↓↓↓
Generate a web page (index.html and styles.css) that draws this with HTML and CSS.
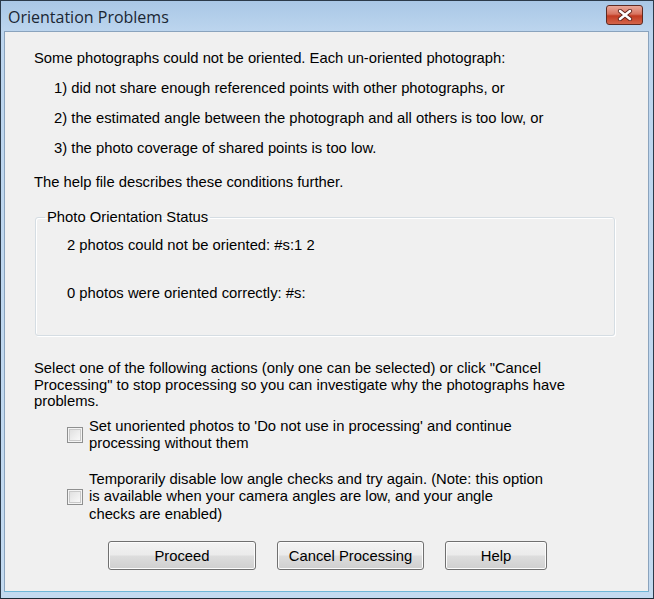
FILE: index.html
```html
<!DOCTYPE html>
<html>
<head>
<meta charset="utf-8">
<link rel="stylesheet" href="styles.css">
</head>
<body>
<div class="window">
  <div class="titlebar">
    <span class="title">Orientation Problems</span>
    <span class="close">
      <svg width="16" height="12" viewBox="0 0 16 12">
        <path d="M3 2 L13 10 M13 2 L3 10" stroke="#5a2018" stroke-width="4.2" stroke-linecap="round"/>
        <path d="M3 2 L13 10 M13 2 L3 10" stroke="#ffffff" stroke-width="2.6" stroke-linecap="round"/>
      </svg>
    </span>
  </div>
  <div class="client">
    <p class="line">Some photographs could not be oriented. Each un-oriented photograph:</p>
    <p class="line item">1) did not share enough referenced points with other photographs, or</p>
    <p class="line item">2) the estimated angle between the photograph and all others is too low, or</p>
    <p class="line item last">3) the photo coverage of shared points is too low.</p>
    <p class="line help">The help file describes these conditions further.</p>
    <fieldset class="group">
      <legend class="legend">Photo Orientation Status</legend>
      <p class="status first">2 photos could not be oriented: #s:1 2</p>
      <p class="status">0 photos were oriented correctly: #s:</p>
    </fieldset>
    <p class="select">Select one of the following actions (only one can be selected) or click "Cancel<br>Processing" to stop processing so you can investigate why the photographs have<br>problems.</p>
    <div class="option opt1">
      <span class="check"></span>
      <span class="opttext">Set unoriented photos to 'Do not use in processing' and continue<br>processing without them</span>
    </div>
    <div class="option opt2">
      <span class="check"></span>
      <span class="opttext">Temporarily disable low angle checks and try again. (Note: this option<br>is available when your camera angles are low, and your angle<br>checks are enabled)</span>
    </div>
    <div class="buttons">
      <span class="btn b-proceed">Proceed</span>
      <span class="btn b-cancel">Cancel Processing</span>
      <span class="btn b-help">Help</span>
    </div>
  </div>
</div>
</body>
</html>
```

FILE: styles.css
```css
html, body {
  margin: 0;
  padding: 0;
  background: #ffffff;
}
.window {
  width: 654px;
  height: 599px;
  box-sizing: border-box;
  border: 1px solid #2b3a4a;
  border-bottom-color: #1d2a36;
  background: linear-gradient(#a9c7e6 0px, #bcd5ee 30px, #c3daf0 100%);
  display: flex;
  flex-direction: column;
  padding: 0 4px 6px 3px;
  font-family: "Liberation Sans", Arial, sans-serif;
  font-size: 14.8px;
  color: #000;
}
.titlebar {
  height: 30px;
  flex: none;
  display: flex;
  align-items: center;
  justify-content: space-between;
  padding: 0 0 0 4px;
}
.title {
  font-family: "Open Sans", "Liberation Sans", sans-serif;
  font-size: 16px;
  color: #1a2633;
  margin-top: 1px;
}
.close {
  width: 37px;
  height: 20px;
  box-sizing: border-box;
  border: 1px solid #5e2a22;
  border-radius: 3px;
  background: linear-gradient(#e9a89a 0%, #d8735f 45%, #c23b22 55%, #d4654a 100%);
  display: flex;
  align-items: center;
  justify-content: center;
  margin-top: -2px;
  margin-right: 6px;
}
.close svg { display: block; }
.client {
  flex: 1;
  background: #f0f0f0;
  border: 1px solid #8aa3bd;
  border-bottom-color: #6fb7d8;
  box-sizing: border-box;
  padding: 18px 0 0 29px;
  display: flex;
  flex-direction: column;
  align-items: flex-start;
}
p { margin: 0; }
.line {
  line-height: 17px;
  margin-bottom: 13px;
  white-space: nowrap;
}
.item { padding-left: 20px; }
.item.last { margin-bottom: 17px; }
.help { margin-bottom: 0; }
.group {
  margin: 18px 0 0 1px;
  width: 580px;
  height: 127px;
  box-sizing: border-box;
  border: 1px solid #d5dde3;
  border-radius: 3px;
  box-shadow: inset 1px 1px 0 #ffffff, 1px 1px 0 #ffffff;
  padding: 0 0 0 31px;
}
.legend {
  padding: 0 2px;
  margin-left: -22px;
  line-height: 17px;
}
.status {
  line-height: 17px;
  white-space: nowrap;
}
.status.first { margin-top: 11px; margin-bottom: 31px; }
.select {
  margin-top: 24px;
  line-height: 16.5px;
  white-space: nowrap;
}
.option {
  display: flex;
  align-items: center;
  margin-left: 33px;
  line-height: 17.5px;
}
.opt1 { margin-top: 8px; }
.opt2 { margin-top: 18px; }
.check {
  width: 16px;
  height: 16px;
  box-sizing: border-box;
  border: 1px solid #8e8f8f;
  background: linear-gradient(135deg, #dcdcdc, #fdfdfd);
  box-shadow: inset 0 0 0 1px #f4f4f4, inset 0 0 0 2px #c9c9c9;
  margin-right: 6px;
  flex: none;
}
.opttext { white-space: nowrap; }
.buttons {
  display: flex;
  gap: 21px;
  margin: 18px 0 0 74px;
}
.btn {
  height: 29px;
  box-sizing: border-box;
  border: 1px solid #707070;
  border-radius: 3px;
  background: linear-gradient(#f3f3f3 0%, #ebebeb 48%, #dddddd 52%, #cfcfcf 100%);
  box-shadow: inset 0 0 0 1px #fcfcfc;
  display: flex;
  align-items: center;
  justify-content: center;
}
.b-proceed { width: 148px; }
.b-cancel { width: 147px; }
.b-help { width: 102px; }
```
↑↑↑
SHORT PROBLEM: Omit the pictures and output all of the other material exactly.

RESULT:
Generate a web page (index.html and styles.css) that draws this with HTML and CSS.
FILE: index.html
```html
<!DOCTYPE html>
<html>
<head>
<meta charset="utf-8">
<link rel="stylesheet" href="styles.css">
</head>
<body>
<div class="window">
  <div class="titlebar">
    <span class="title">Orientation Problems</span>
    <span class="close">
      <svg width="16" height="12" viewBox="0 0 16 12">
        <path d="M3 2 L13 10 M13 2 L3 10" stroke="#5a2018" stroke-width="4.2" stroke-linecap="round"/>
        <path d="M3 2 L13 10 M13 2 L3 10" stroke="#ffffff" stroke-width="2.6" stroke-linecap="round"/>
      </svg>
    </span>
  </div>
  <div class="client">
    <p class="line">Some photographs could not be oriented. Each un-oriented photograph:</p>
    <p class="line item">1) did not share enough referenced points with other photographs, or</p>
    <p class="line item">2) the estimated angle between the photograph and all others is too low, or</p>
    <p class="line item last">3) the photo coverage of shared points is too low.</p>
    <p class="line help">The help file describes these conditions further.</p>
    <fieldset class="group">
      <legend class="legend">Photo Orientation Status</legend>
      <p class="status first">2 photos could not be oriented: #s:1 2</p>
      <p class="status">0 photos were oriented correctly: #s:</p>
    </fieldset>
    <p class="select">Select one of the following actions (only one can be selected) or click "Cancel<br>Processing" to stop processing so you can investigate why the photographs have<br>problems.</p>
    <div class="option opt1">
      <span class="check"></span>
      <span class="opttext">Set unoriented photos to 'Do not use in processing' and continue<br>processing without them</span>
    </div>
    <div class="option opt2">
      <span class="check"></span>
      <span class="opttext">Temporarily disable low angle checks and try again. (Note: this option<br>is available when your camera angles are low, and your angle<br>checks are enabled)</span>
    </div>
    <div class="buttons">
      <span class="btn b-proceed">Proceed</span>
      <span class="btn b-cancel">Cancel Processing</span>
      <span class="btn b-help">Help</span>
    </div>
  </div>
</div>
</body>
</html>
```

FILE: styles.css
```css
html, body {
  margin: 0;
  padding: 0;
  background: #ffffff;
}
.window {
  width: 654px;
  height: 599px;
  box-sizing: border-box;
  border: 1px solid #2b3a4a;
  border-bottom-color: #1d2a36;
  background: linear-gradient(#a9c7e6 0px, #bcd5ee 30px, #c3daf0 100%);
  display: flex;
  flex-direction: column;
  padding: 0 4px 6px 3px;
  font-family: "Liberation Sans", Arial, sans-serif;
  font-size: 14.8px;
  color: #000;
}
.titlebar {
  height: 30px;
  flex: none;
  display: flex;
  align-items: center;
  justify-content: space-between;
  padding: 0 0 0 4px;
}
.title {
  font-family: "Open Sans", "Liberation Sans", sans-serif;
  font-size: 16px;
  color: #1a2633;
  margin-top: 1px;
}
.close {
  width: 37px;
  height: 20px;
  box-sizing: border-box;
  border: 1px solid #5e2a22;
  border-radius: 3px;
  background: linear-gradient(#e9a89a 0%, #d8735f 45%, #c23b22 55%, #d4654a 100%);
  display: flex;
  align-items: center;
  justify-content: center;
  margin-top: -2px;
  margin-right: 6px;
}
.close svg { display: block; }
.client {
  flex: 1;
  background: #f0f0f0;
  border: 1px solid #8aa3bd;
  border-bottom-color: #6fb7d8;
  box-sizing: border-box;
  padding: 18px 0 0 29px;
  display: flex;
  flex-direction: column;
  align-items: flex-start;
}
p { margin: 0; }
.line {
  line-height: 17px;
  margin-bottom: 13px;
  white-space: nowrap;
}
.item { padding-left: 20px; }
.item.last { margin-bottom: 17px; }
.help { margin-bottom: 0; }
.group {
  margin: 18px 0 0 1px;
  width: 580px;
  height: 127px;
  box-sizing: border-box;
  border: 1px solid #d5dde3;
  border-radius: 3px;
  box-shadow: inset 1px 1px 0 #ffffff, 1px 1px 0 #ffffff;
  padding: 0 0 0 31px;
}
.legend {
  padding: 0 2px;
  margin-left: -22px;
  line-height: 17px;
}
.status {
  line-height: 17px;
  white-space: nowrap;
}
.status.first { margin-top: 11px; margin-bottom: 31px; }
.select {
  margin-top: 24px;
  line-height: 16.5px;
  white-space: nowrap;
}
.option {
  display: flex;
  align-items: center;
  margin-left: 33px;
  line-height: 17.5px;
}
.opt1 { margin-top: 8px; }
.opt2 { margin-top: 18px; }
.check {
  width: 16px;
  height: 16px;
  box-sizing: border-box;
  border: 1px solid #8e8f8f;
  background: linear-gradient(135deg, #dcdcdc, #fdfdfd);
  box-shadow: inset 0 0 0 1px #f4f4f4, inset 0 0 0 2px #c9c9c9;
  margin-right: 6px;
  flex: none;
}
.opttext { white-space: nowrap; }
.buttons {
  display: flex;
  gap: 21px;
  margin: 18px 0 0 74px;
}
.btn {
  height: 29px;
  box-sizing: border-box;
  border: 1px solid #707070;
  border-radius: 3px;
  background: linear-gradient(#f3f3f3 0%, #ebebeb 48%, #dddddd 52%, #cfcfcf 100%);
  box-shadow: inset 0 0 0 1px #fcfcfc;
  display: flex;
  align-items: center;
  justify-content: center;
}
.b-proceed { width: 148px; }
.b-cancel { width: 147px; }
.b-help { width: 102px; }
```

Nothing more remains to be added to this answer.